Other statistics do back up his point (even though they would all benefit from more explanation):

-“66 percent of the income growth between 2001 and 2007 went to the top 1% of all Americans.”

-“Only the top 5 percent of U.S. households have earned enough additional income to match the rise in housing costs since 1975.”

-“The bottom 50 percent of income earners in the United States now collectively own less than 1 percent of the nation’s wealth.”

On the whole, this seems more an alarmist piece. There is evidence to back up his argument – but the evidence here is not presented well and needs a lot more context.

Discovering fake randomness

In the midst of a story involving fake data generated for DailyKos by the polling firm, Research 2000, TechDirt summarizes how exactly it was discovered that Research 2000 was faking the data. Several statisticians approached Kos after seeing some irregularities in cross-tab (table) data. The summary and the original analysis on DailyKos are fascinating: even truly random data follows certain parameters. One takeaway: faking random data is a lot harder than it looks. Another takeaway (for me at least): statistics can be both useful and enjoyable.

The three issues as summarized on DailyKos:

Issue one: astronomically low odds that both male and female figures would both be even or odd numbers.

In one respect, however, the numbers for M and F do not differ: if one is even, so is the other, and likewise for odd. Given that the M and F results usually differ, knowing that say 43% of M were favorable (Fav) to Obama gives essentially no clue as to whether say 59% or say 60% of F would be. Thus knowing whether M Fav is even or odd tells us essentially nothing about whether F Fav would be even or odd.

Issue two: the margin between favorability and unfavorability ratings did not display enough variance. If the polls were truly working with random samples, there would be broader range of values.

What little variation there was in the difference of those cross-tab margins seemed to happen slowly over many weeks, not like the week-to-week random jitter expected for real statistics.
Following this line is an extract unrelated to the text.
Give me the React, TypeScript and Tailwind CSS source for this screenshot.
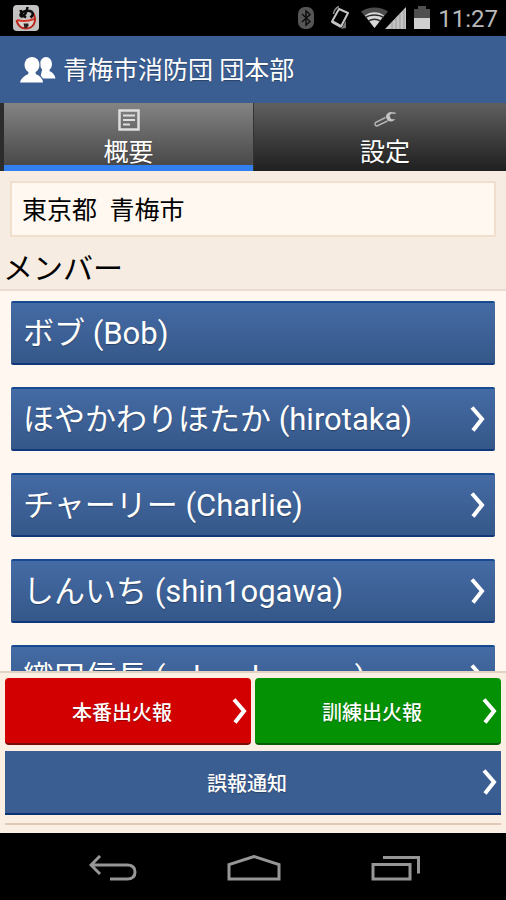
type Member = {
  label: string;
  hasDetail: boolean;
};

const members: Member[] = [
  { label: "ボブ (Bob)", hasDetail: false },
  { label: "ほやかわりほたか (hirotaka)", hasDetail: true },
  { label: "チャーリー (Charlie)", hasDetail: true },
  { label: "しんいち (shin1ogawa)", hasDetail: true },
  { label: "織田信長 (odanobunaga)", hasDetail: true },
];

const textShadow = "[text-shadow:0_1px_1px_rgba(0,0,0,0.3)]";

function Chevron() {
  return (
    <svg
      viewBox="0 0 16 28"
      className="h-7 w-4 shrink-0"
      fill="none"
      stroke="white"
      strokeWidth="4"
      aria-hidden="true"
    >
      <path d="M3 2.500 13 14 4 25.500" />
    </svg>
  );
}

function AppBadge() {
  return (
    <svg viewBox="0 0 26 26" className="size-[26px]" aria-hidden="true">
      <rect width="26" height="26" rx="4" fill="#c4c2c0" />
      <path d="M5 15c0-1 17-1 17-1l-2 7-7 2.500-6-2Z" fill="#d9d4d0" />
      <path d="M3.500 15c1 5 4 8.500 9.500 8.500 8 0 11-8 7.500-15" fill="none" stroke="#b8261c" strokeWidth="2" />
      <path d="M4 15q9 2.500 17-1" fill="none" stroke="#d2382a" strokeWidth="2" />
      <path
        d="M7.500 5c1 4 3 6 5.500 7.500M14.500 2c-.5 5-3 9.500-6 9.500-2-.5-1-4.500 4-5.500 6-1 8 1.500 7 4.500l-2 2"
        fill="none"
        stroke="#0c0c0c"
        strokeWidth="2.500"
      />
      <path d="M10.500 18.500h5V21l-2 2h-2Z" fill="#2b2220" />
    </svg>
  );
}

function StatusIcons() {
  return (
    <div className="flex items-center">
      <svg viewBox="0 0 16 24" className="mr-[15px] h-6 w-4" aria-hidden="true">
        <rect width="16" height="22" y="1" rx="7" fill="#565656" />
        <path d="m4 8 8 7.500-4 3.500V5l4 3.500L4 16" fill="none" stroke="#101010" strokeWidth="1.500" />
      </svg>
      <svg viewBox="0 0 22 26" className="mr-2.5 h-[26px] w-[22px]" fill="none" stroke="#c4c4c4" aria-hidden="true">
        <path d="M10 4 19 8 12 21.500 3 16.500Z" strokeWidth="2" strokeLinejoin="round" />
        <path d="m3 16.500 9 5" strokeWidth="3" />
        <path d="M4.500 9C5 5 6.500 3 10 1.500" strokeWidth="1.500" stroke="#8a8a8a" />
        <path d="M17 15.500v7.500l-5 1Z" fill="#777" stroke="none" />
      </svg>
      <svg viewBox="0 0 46 24" className="mr-[7px] h-6 w-[46px]" aria-hidden="true">
        <path d="M0 5.500C8 0 19 0 27 5.500L13.500 22Z" fill="#4c4c4c" />
        <path d="M4 9.500C9 5 18 5 23 9.500L13.500 22Z" fill="#d8d8d8" />
        <path d="M4.500 11.500C9 8 18 8 22.500 11.500M7.500 15q6-3.500 12 0" fill="none" stroke="#2c2c2c" strokeWidth="1.500" />
        <path d="M45 1v22H24Z" fill="#c4c4c4" />
        <path d="M31 16v7M35 12v11M39 8v15M43 4v19" stroke="#999" />
      </svg>
      <svg viewBox="0 0 16 24" className="mr-2 h-6 w-4" aria-hidden="true">
        <path d="M4 0h8v3h4v10H0V3h4Z" fill="#4f4f4f" />
        <path d="M0 12h16v11H0Z" fill="#cfcfcf" />
      </svg>
    </div>
  );
}

function StatusBar() {
  return (
    <div className="flex h-9 shrink-0 items-center justify-between bg-black pl-[13px] pr-2">
      <AppBadge />
      <div className="flex items-center">
        <StatusIcons />
        <time className="pt-0.5 text-2xl text-[#b9b9b9]">11:27</time>
      </div>
    </div>
  );
}

function Header() {
  return (
    <header className="flex h-[67px] shrink-0 items-center gap-[7px] bg-[#3b5e92] pl-5">
      <svg viewBox="0 0 36 28" className="h-7 w-9" fill="white" aria-hidden="true">
        <ellipse cx="26" cy="8" rx="6" ry="7" />
        <path d="M22.500 12h7v3q5 2 6 7.500H20Z" />
        <g stroke="#3b5e92" strokeWidth="2" className="[paint-order:stroke]">
          <path d="M8.500 14h7v4q7 2.500 7.500 8.500H0Q1.500 20.500 8.500 18Z" />
          <ellipse cx="12" cy="9" rx="7.500" ry="8" />
        </g>
        <path d="M8.500 13h7v6h-7Z" />
      </svg>
      <h1 className={`pt-[3px] text-[25px] text-white ${textShadow}`}>青梅市消防団 団本部</h1>
    </header>
  );
}

function Tabs() {
  return (
    <div role="tablist" className="grid h-[68px] shrink-0 grid-cols-2">
      <button
        role="tab"
        aria-selected="true"
        className="flex bg-[#2c2c2c] pl-1"
      >
        <span className="flex h-full flex-1 flex-col items-center gap-2.5 border-b-6 border-[#3280f0] bg-linear-to-b from-[#848484] to-[#494949] pt-1.5">
          <svg viewBox="0 0 22 22" className="size-[22px] shrink-0" fill="none" stroke="#dedede" aria-hidden="true">
            <rect x="1.500" y="1.500" width="19" height="19" strokeWidth="2.500" />
            <path d="M5 6.500h12M5 11h12M5 15.500h7" strokeWidth="2" />
          </svg>
          <span className={`text-[25px] leading-6 text-white ${textShadow}`}>概要</span>
        </span>
      </button>
      <button
        role="tab"
        aria-selected="false"
        className="flex flex-col items-center gap-2.5 border-l border-[#333] bg-linear-to-b from-[#606060] to-[#202020] pt-1.5 pl-2.5"
      >
        <svg viewBox="0 0 22 22" className="size-[22px] shrink-0" fill="none" aria-hidden="true">
          <path
            d="M11.500 8.500 1.500 13.500Q0 16.500 3 17L13.500 12"
            stroke="#b4b4b4"
            strokeWidth="1.500"
          />
          <path
            d="M21.500 3.500 16 3Q11.500 4.500 12 8.500L14 12l4 .5 3.500-2-4.500-.5-1.500-3.500 2-2 4 .5Z"
            fill="#c4c4c4"
          />
        </svg>
        <span className={`text-[25px] leading-6 text-white ${textShadow}`}>設定</span>
      </button>
    </div>
  );
}

function MemberRow({ label, hasDetail }: Member) {
  return (
    <li>
      <button className="flex h-16 w-full items-center justify-between rounded-xs border-y-2 border-t-[#174a91] border-b-[#12377a] bg-linear-to-b from-[#456ba5] to-[#355889] pl-3 pr-2.5">
        <span className={`whitespace-nowrap pt-0.5 text-[31px] leading-10 text-white ${textShadow}`}>{label}</span>
        {hasDetail && <Chevron />}
      </button>
    </li>
  );
}

function ReportButton({ label, className }: { label: string; className: string }) {
  return (
    <button className={`flex items-center border-b-2 pl-2 pr-1 text-xl font-medium text-white ${className}`}>
      <span className={`flex-1 pt-1 ${textShadow}`}>{label}</span>
      <Chevron />
    </button>
  );
}

function NavigationBar() {
  return (
    <nav className="flex h-[67px] shrink-0 items-center justify-center gap-[90px] bg-black pt-1 pl-1 text-[#969696]">
      <button aria-label="戻る">
        <svg viewBox="0 0 48 28" className="h-7 w-12" fill="none" stroke="currentColor" strokeWidth="3" aria-hidden="true">
          <path d="M11 1 2 10l9 9M2 10h36q8 0 8 7t-8 7H21" />
        </svg>
      </button>
      <button aria-label="ホーム">
        <svg viewBox="0 0 54 28" className="h-7 w-[54px]" fill="none" stroke="currentColor" strokeWidth="3" aria-hidden="true">
          <path d="M2 24V9.500L27 1.500l25 8V24Z" />
        </svg>
      </button>
      <button aria-label="最近のアプリ">
        <svg viewBox="0 0 50 28" className="h-7 w-[50px]" fill="none" stroke="currentColor" strokeWidth="3" aria-hidden="true">
          <path d="M2 9.500h37V24H2ZM12 2.500h35.500v16" />
        </svg>
      </button>
    </nav>
  );
}

export default function App() {
  return (
    <div className="flex h-screen flex-col overflow-hidden bg-[#fff7f0] font-[Roboto,'Noto_Sans_CJK_JP',sans-serif]">
      <StatusBar />
      <Header />
      <Tabs />

      <section className="shrink-0 border-b-2 border-[#e9ddd3] bg-[#f7ece1] pt-2.5">
        <p className="mx-2.5 flex h-14 items-center whitespace-pre border-2 border-[#f0dfcd] bg-[#fff8f0] pt-[3px] pl-2.5 text-[25px] text-black">
          東京都  青梅市
        </p>
        <h2 className="h-[52px] pt-3.5 pl-[3px] text-3xl text-black">メンバー</h2>
      </section>

      <ul className="min-h-0 flex-1 space-y-[22px] overflow-x-hidden overflow-y-auto px-[11px] pt-2.5 [scrollbar-width:none]">
        {members.map((member) => (
          <MemberRow key={member.label} {...member} />
        ))}
      </ul>

      <footer className="shrink-0 border-t-2 border-[#e3d3c5] bg-[#fbeee3] px-[5px] pt-[5px] pb-2">
        <div className="grid grid-cols-2 gap-1">
          <ReportButton label="本番出火報" className="h-[67px] rounded-sm border-[#7d0808] bg-[#d20000]" />
          <ReportButton label="訓練出火報" className="h-[67px] rounded-sm border-[#0a5c08] bg-[#049104]" />
        </div>
        <div className="mt-1.5 grid">
          <ReportButton label="誤報通知" className="h-16 border-[#0b3372] bg-[#3b5e92]" />
        </div>
        <hr className="mt-2 border-t-2 border-[#e2c9b5]" />
      </footer>

      <NavigationBar />
    </div>
  );
}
Issue three: the changes in favorability ratings from week to week were too random. In most polls like this that track week to week, the most common result is no change. Research 2000 results had too many changes from week to week – often small changes, a percent either way.

For each individual issue, the odds are quite low that each would arise with truly random data. Put all three together happening with the same data and the odds are even lower.

Besides issues regarding integrity of data collection (and it becomes clearer why many people harbor a distrust toward polls and statistics), this is a great example of statistical detective work. Too often, many of us see numbers and quickly trust them (or distrust them). In reality, it takes just a little work to dig deeper into figures to discover what exactly is being measured and how it is being measured. The “what” and “how” matter tremendously as they can radically alter the interpretation of the data. Citizens and journalists need some of these abilities to decipher all the numbers we encounter on a daily basis.